If you are concerned about the diameter of the writing section (the grip area you hold when writing) here are the details you need:
- 3776 Century: 10.2 mm to 11 mm width, 16.0 mm long
- Preppy: 10.2 mm to 10.8 mm, 23.4 mm long
- President: (coming soon)
- Procyon: 10.2 mm to 10.8 mm, 16.0 mm long
Platinum is known for its wonderful gold nibs, particularly because of the large amounts of feedback their nibs are designed to offer. This is a distinctly different feeling then the incredibly smooth writing of a Pilot. The Platinum nib are not scratchy, they just give you more of a feeling for the paper than some of their competition. This comes at the expense of some added friction.

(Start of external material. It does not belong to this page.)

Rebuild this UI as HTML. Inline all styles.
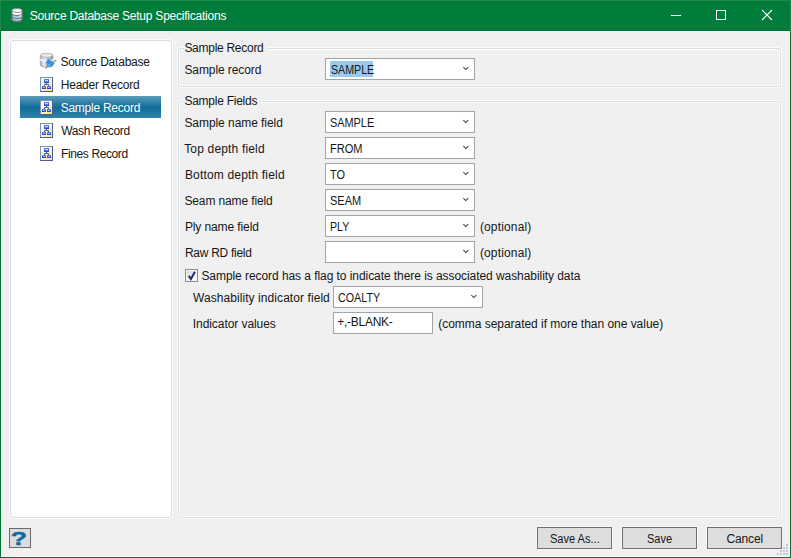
<!DOCTYPE html>
<html><head><meta charset="utf-8">
<title>Source Database Setup Specifications</title>
<style>
html,body{margin:0;padding:0;}
body{width:791px;height:558px;position:relative;overflow:hidden;background:#f0f0f0;font-family:"Liberation Sans",sans-serif;font-size:12px;color:#161616;}
.a,.t,svg{position:absolute;}
.t{white-space:nowrap;line-height:16px;height:16px;transform-origin:0 50%;}
#frame{left:0;top:0;width:789px;height:556px;border:1px solid #007634;}
#client{left:1px;top:31px;width:787px;height:524px;border:1px solid #fffaff;background:#f0f0f0;}
#title{left:0;top:0;width:789px;height:29px;background:#007c3b;border:1px solid #1e8a50;border-bottom:1px solid #007431;}
.panel{border:1px solid #d5dfe5;border-radius:3px;box-shadow:0 0 0 1px #fcfcfc, inset 0 0 0 1px #fcfcfc;box-sizing:border-box;}
.gap{background:#f0f0f0;height:3px;}
.combo{height:22px;background:#fff;border:1px solid #a2a4ac;box-sizing:border-box;}
.btn{height:22px;width:75px;box-sizing:border-box;border:1px solid #707070;background:#dddddd;box-shadow:0 0 0 1px #f6f6f6;}
.sel{background:#99c9ef;}
.ico{left:40px;width:13px;height:15px;}
</style></head><body>
<div class="a" id="frame"></div>
<div class="a" id="client"></div>
<div class="a" id="title"></div>

<!-- title icon -->
<svg style="left:10px;top:7px" width="14" height="16" viewBox="0 0 14 16">
 <path d="M2 3.5 V12.5 A5 2 0 0 0 12 12.5 V3.5 Z" fill="#a9cde6" stroke="#70757a" stroke-width="1"/>
 <path d="M2 3.5 V7 L12 10 V3.5 Z" fill="#fff"/>
 <ellipse cx="7" cy="3.5" rx="5" ry="2" fill="#fff" stroke="#8a8f94" stroke-width="1"/>
 <path d="M2 6.5 A5 2 0 0 0 12 6.5 M2 9.5 A5 2 0 0 0 12 9.5" fill="none" stroke="#70757a" stroke-width="1"/>
 <path d="M2 3.5 V12.5 A5 2 0 0 0 12 12.5 V3.5" fill="none" stroke="#70757a" stroke-width="1"/>
</svg>
<!-- window controls -->
<svg style="left:660px;top:0" width="130" height="31" viewBox="0 0 130 31" shape-rendering="crispEdges">
 <rect x="11" y="15" width="10" height="1" fill="#fff"/>
 <rect x="56.5" y="10.5" width="9" height="9" fill="none" stroke="#fff" stroke-width="1"/>
 <path d="M102 10 L112 20 M112 10 L102 20" stroke="#fff" stroke-width="1.1" shape-rendering="auto"/>
</svg>

<!-- left tree -->
<div class="a panel" style="left:10px;top:40px;width:162px;height:478px;background:#fff;"></div>
<div class="a" style="left:20px;top:96px;width:141px;height:22px;background:linear-gradient(#5c9cbc,#116b99 52%,#3382aa);"></div>

<!-- db icon -->
<svg style="left:38px;top:51px" width="20" height="18" viewBox="0 0 20 18">
 <defs><linearGradient id="cg" x1="0" x2="1"><stop offset="0" stop-color="#a9b2bb"/><stop offset=".3" stop-color="#e6eaed"/><stop offset=".7" stop-color="#bcc4cb"/><stop offset="1" stop-color="#99a3ac"/></linearGradient>
 <linearGradient id="pg" x1="0" y1="0" x2="1" y2="1"><stop offset="0" stop-color="#2f8ddb"/><stop offset=".5" stop-color="#62b0ee"/><stop offset="1" stop-color="#3d98e2"/></linearGradient></defs>
 <path d="M2.3 4.3 V14 A6.3 2 0 0 0 14.9 14 V4.3 Z" fill="url(#cg)" stroke="#96a0a9" stroke-width=".8"/>
 <ellipse cx="8.6" cy="4.3" rx="6.3" ry="2" fill="#d6dce1" stroke="#9fa8b1" stroke-width=".8"/>
 <ellipse cx="8.6" cy="4.4" rx="4.8" ry="1.2" fill="#e9edf0"/>
 <path d="M2.3 8 A6.3 2 0 0 0 14.9 8" fill="none" stroke="#fff" stroke-width="1.2"/>
 <path d="M12.8 8 L15 5.8 M15.8 11 L18.2 9.2" stroke="#8e8e8e" stroke-width="1.5"/><path d="M13.4 7.4 L15 5.8 M16.4 10.5 L18.2 9.2" stroke="#e8e8e8" stroke-width=".7" stroke-dasharray=".7 .7"/>
 <path d="M9.4 15.2 L7.7 17.5" stroke="#8e8e8e" stroke-width="1.3"/>
 <path d="M10.3 8.2 L16.3 12.3 L13.2 15.8 L9.8 15.4 L8.3 11.4 Z" fill="url(#pg)" stroke="#3b93dd" stroke-width=".9" stroke-linejoin="round"/>
 <path d="M9.7 9.3 L15.5 13.3 M9.2 10.8 L14.4 14.5" stroke="#1c6fc4" stroke-width=".8"/>
</svg>

<!-- record icons -->
<svg width="0" height="0" style="left:0;top:0"><defs>
 <linearGradient id="yg" x1="0" y1="0" x2="1" y2="1"><stop offset="0" stop-color="#ffffff"/><stop offset=".45" stop-color="#fff9d8"/><stop offset="1" stop-color="#ffdf6a"/></linearGradient>
 <linearGradient id="bg" x1="0" y1="0" x2="0" y2="1"><stop offset="0" stop-color="#5a86f0"/><stop offset="1" stop-color="#1a3fc8"/></linearGradient>
 <g id="rec">
  <rect x=".5" y=".5" width="12" height="14" fill="url(#yg)" stroke="#4d5f8a" stroke-width="1"/><path d="M.5 14 V.5 H12" fill="none" stroke="#8292b2" stroke-width="1"/>
  <rect x="4" y="2" width="5" height="4" fill="url(#bg)"/>
  <rect x="5" y="3" width="3" height="1.3" fill="#cfe0ff"/>
  <path d="M6.5 6 V8 M4.5 9 V7.5 H8.5 V9" fill="none" stroke="#4a5f8a" stroke-width="1"/>
  <rect x="2" y="9" width="4" height="3" fill="url(#bg)"/>
  <rect x="7" y="9" width="4" height="3" fill="url(#bg)"/>
  <rect x="3" y="10" width="2" height=".8" fill="#bcd2ff"/>
  <rect x="8" y="10" width="2" height=".8" fill="#bcd2ff"/>
 </g></defs></svg>
<svg class="ico" style="top:77px" viewBox="0 0 13 15"><use href="#rec"/></svg>
<svg class="ico" style="top:100px" viewBox="0 0 13 15"><use href="#rec"/></svg>
<svg class="ico" style="top:123px" viewBox="0 0 13 15"><use href="#rec"/></svg>
<svg class="ico" style="top:146px" viewBox="0 0 13 15"><use href="#rec"/></svg>

<!-- groups -->
<div class="a panel" style="left:178px;top:48px;width:603px;height:39px;"></div>
<div class="a gap" style="left:184px;top:47px;width:83px;"></div>
<div class="a panel" style="left:178px;top:101px;width:603px;height:417px;"></div>
<div class="a gap" style="left:184px;top:100px;width:76px;"></div>

<!-- combos -->
<div class="a combo" style="left:325px;top:58px;width:150px;"></div>
<div class="a sel" style="left:330px;top:61px;width:43px;height:16px;"></div>
<div class="a combo" style="left:325px;top:111px;width:150px;"></div>
<div class="a combo" style="left:325px;top:137px;width:150px;"></div>
<div class="a combo" style="left:325px;top:163px;width:150px;"></div>
<div class="a combo" style="left:325px;top:189px;width:150px;"></div>
<div class="a combo" style="left:325px;top:215px;width:150px;"></div>
<div class="a combo" style="left:325px;top:241px;width:150px;"></div>
<div class="a combo" style="left:333px;top:286px;width:150px;"></div>
<div class="a combo" style="left:333px;top:312px;width:100px;"></div>
<svg width="0" height="0" style="left:0;top:0"><defs><path id="chev" d="M.3 1.1 L2.8 3.6 L5.3 1.1" fill="none" stroke="#404040" stroke-width="1.05"/></defs></svg>
<svg style="left:463px;top:66px" width="6" height="5"><use href="#chev"/></svg>
<svg style="left:463px;top:119px" width="6" height="5"><use href="#chev"/></svg>
<svg style="left:463px;top:145px" width="6" height="5"><use href="#chev"/></svg>
<svg style="left:463px;top:171px" width="6" height="5"><use href="#chev"/></svg>
<svg style="left:463px;top:197px" width="6" height="5"><use href="#chev"/></svg>
<svg style="left:463px;top:223px" width="6" height="5"><use href="#chev"/></svg>
<svg style="left:463px;top:249px" width="6" height="5"><use href="#chev"/></svg>
<svg style="left:471px;top:294px" width="6" height="5"><use href="#chev"/></svg>

<!-- checkbox -->
<div class="a" style="left:185px;top:269px;width:13px;height:13px;box-sizing:border-box;border:1px solid #8e8f8f;background:#f4f4f4;"></div>
<div class="a" style="left:187px;top:271px;width:9px;height:9px;background:linear-gradient(135deg,#cfd3dc,#f2f3f6 60%,#fff);"></div>
<svg style="left:185px;top:269px" width="13" height="13" viewBox="0 0 13 13"><path d="M3.8 6.9 L5.9 10.1 L9.9 2.8" fill="none" stroke="#26268c" stroke-width="2"/></svg>

<!-- help button -->
<div class="a" style="left:9px;top:528px;width:22px;height:20px;box-sizing:border-box;border:1px solid #6a6a6a;background:#dcdcdc;"></div>
<span class="t" style="left:9px;top:528px;font-size:19px;font-weight:bold;color:#0a6aa6;-webkit-text-stroke:.4px #0a6aa6;line-height:22px;height:22px;width:20px;text-align:center;transform-origin:50% 50%;transform:scaleX(1.4);">?</span>

<!-- buttons -->
<div class="a btn" style="left:537px;top:527px;"></div>
<div class="a btn" style="left:622px;top:527px;"></div>
<div class="a btn" style="left:707px;top:527px;"></div>

<!-- size grip -->
<svg style="left:776px;top:543px" width="12" height="12" viewBox="0 0 12 12" shape-rendering="crispEdges">
 <g fill="#c2cadf">
 <rect x="10" y="1" width="2" height="2"/>
 <rect x="7" y="4" width="2" height="2"/><rect x="10" y="4" width="2" height="2"/>
 <rect x="4" y="7" width="2" height="2"/><rect x="7" y="7" width="2" height="2"/><rect x="10" y="7" width="2" height="2"/>
 <rect x="1" y="10" width="2" height="2"/><rect x="4" y="10" width="2" height="2"/><rect x="7" y="10" width="2" height="2"/><rect x="10" y="10" width="2" height="2"/>
 </g>
</svg>

<span class="t" style="left:29.7px;top:8px;letter-spacing:-0.231px;color:#fff;">Source Database Setup Specifications</span>
<span class="t" style="left:60.4px;top:54px;letter-spacing:-0.224px;">Source Database</span>
<span class="t" style="left:60.7px;top:77px;letter-spacing:-0.198px;">Header Record</span>
<span class="t" style="left:60.7px;top:100px;letter-spacing:-0.252px;color:#fff;">Sample Record</span>
<span class="t" style="left:61.2px;top:123px;letter-spacing:-0.325px;">Wash Record</span>
<span class="t" style="left:61.1px;top:146px;letter-spacing:-0.398px;">Fines Record</span>
<span class="t" style="left:184.4px;top:40px;letter-spacing:-0.277px;">Sample Record</span>
<span class="t" style="left:184.4px;top:93px;letter-spacing:-0.253px;">Sample Fields</span>
<span class="t" style="left:184.4px;top:62px;letter-spacing:-0.087px;">Sample record</span>
<span class="t" style="left:184.4px;top:115px;letter-spacing:-0.056px;">Sample name field</span>
<span class="t" style="left:184.2px;top:141px;letter-spacing:0.167px;">Top depth field</span>
<span class="t" style="left:184.9px;top:167px;letter-spacing:0.174px;">Bottom depth field</span>
<span class="t" style="left:184.4px;top:193px;letter-spacing:-0.118px;">Seam name field</span>
<span class="t" style="left:184.9px;top:219px;letter-spacing:-0.106px;">Ply name field</span>
<span class="t" style="left:184.9px;top:245px;letter-spacing:-0.276px;">Raw RD field</span>
<span class="t" style="left:330.9px;top:62px;transform:scaleX(0.8873);">SAMPLE</span>
<span class="t" style="left:329.9px;top:115px;transform:scaleX(0.9078);">SAMPLE</span>
<span class="t" style="left:330.4px;top:141px;transform:scaleX(0.9228);">FROM</span>
<span class="t" style="left:329.9px;top:167px;transform:scaleX(0.9117);">TO</span>
<span class="t" style="left:329.9px;top:193px;transform:scaleX(0.9172);">SEAM</span>
<span class="t" style="left:330.4px;top:219px;transform:scaleX(0.8809);">PLY</span>
<span class="t" style="left:479.9px;top:219px;letter-spacing:0.152px;">(optional)</span>
<span class="t" style="left:479.9px;top:245px;letter-spacing:0.152px;">(optional)</span>
<span class="t" style="left:201.4px;top:268px;letter-spacing:-0.063px;">Sample record has a flag to indicate there is associated washability data</span>
<span class="t" style="left:193.0px;top:290px;letter-spacing:0.071px;">Washability indicator field</span>
<span class="t" style="left:337.8px;top:290px;transform:scaleX(0.8955);">COALTY</span>
<span class="t" style="left:192.8px;top:316px;letter-spacing:-0.070px;">Indicator values</span>
<span class="t" style="left:337.3px;top:314px;letter-spacing:-0.273px;">+,-BLANK-</span>
<span class="t" style="left:438.2px;top:316px;letter-spacing:-0.029px;">(comma separated if more than one value)</span>
<span class="t" style="left:550.4px;top:531px;transform:scaleX(0.9198);">Save As...</span>
<span class="t" style="left:646.6px;top:531px;transform:scaleX(0.9211);">Save</span>
<span class="t" style="left:726.4px;top:531px;letter-spacing:-0.132px;">Cancel</span>
</body></html>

Platinum’s higher-end fountain pens mostly use 14K gold nibs. Once you get to the President and other more expensive pens there are 18K nibs and 18K bi-color nibs but their difference from the standard 14K is limited.
Platinum’s nibs generally are sold in:
- Ultra Extra Fine
- Extra Fine
- Coarse (Extra Broad)
Recommended Platinum Pens
One of the most interesting pens in Platinum’s line is the unassuming Platinum PTL-5000A. It’s an entry-level gold nib pen that sells for under $60, US street price. This is almost unheard of and about the cheapest gold nib pen sold today. This is a dated pen though, which is getting increasingly hard to find find.
Our favorite pen in the Platinum line is the 3776 Century. This is a beautiful pen with a gold nib that offers lots of control and paper feedback. It’s a cartridge converter with an MSRP that is over $150 but you can regularly import from Japan for around half that. At under $100 this pen is a phenomenal deal.
And, of course the Preppy is a fanastic pen. It is the best sub-$10 fountain pen sold today. Highly recommend, especially in the newer Crystal design which has a fully clear cap and body.
Does Platinum make Nakaya fountain pens?
No, Platinum does not produce Nakaya fountain pens, but the two companies are closely related. Nakaya is said to be staffed by artisans who have retired from Platinum, after working at the company for over 40 years. Nakaya makes high-end “grail” pens using exotic materials, primarily urushi lacquer, with custom nibs that are closely related to Platinum’s.
Why does Platinum use so many “P” names?
Some of Platinum’s popular pens are the Preppy, Prefounte, Plaisir, and President. It’s not clear if this was done on purpose, just happened by chance, or is a quirk of translation. Many of the pens do have model numbers that start with “P”, like the vintage P-300 fountain pen, so preceding named with “P” might simply have been a practice that moved from models numbers to names, acting as an homage to the first letter of the brand’s name.